I need to plan a network for 3lakhs customers . What is the best IP range ?

1.Can i have more subnets & less hosts persubnet

2.Can i have more hosts & less subnets 172.16 series is ok

4.or should i go for 10.x.x.x series

5. The requirement may also grow over period of time.

6.My DHCP will be run by windows 2003 server or SUSE Linux enterprise server .

I would appreciate help in this connection.

Community Member

Re: IP Planning


it all depends on how big your network. If you want to go for more hosts with less subnets, you must stick to 10.x.x.x. just plan it with future in mind.

hope this helps

Community Member

Re: IP Planning

3 lakh customers is 300,000 customers.. i doubt that ul have them in once locations or under one subnet..

to accomodate such users and the chances for this number to grow... then u should definately go for 10.x.x.x range..

itll give u plenty of room to aplay around..

my suggestions plan your network ahead..

make full use subnets. depending on how well you subnet your network .. u can have more subnets for leww number of users and larger subnets to accomodate large number of users..

magic formula 2^n-2 :-)

we subnetted using 172.16.x.x range to accomodate 4000 users. and subnetted to 20 bit and 28 and 30 bit level. to accomodate branches , net devices as well as site to site links..

all converges to one network ID

so plan it out like a tree fashion.

when u do that try to get a hold of a CCIE and have it vatted.


Re: IP Planning

a.shaukat's spot on. There are several other things you'll want to consider (after all this IS a network management topic) that are not focused on the end hosts:

1.Infrastructure IP requirements- You'll want to design a range of /30's for your point to point links, a range for your network devices (in band or out of band managed).

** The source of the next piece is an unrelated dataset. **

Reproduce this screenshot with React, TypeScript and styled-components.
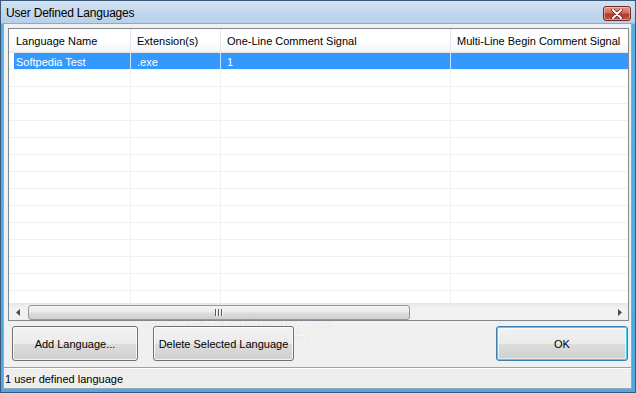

2. IP address management / name resolution. Not all of the devices on the network will understand DHCP, but people will insist on putting them on the network and being able to resolve what ever silly name they come up for them. You'll need DNS at the minimum to keep up with that.

3. Routing protocols- how much time and resiliancy do you want to spend maintaining it ? RFC compliant or prorietary ? Mixed or monolithic vendor deployment ?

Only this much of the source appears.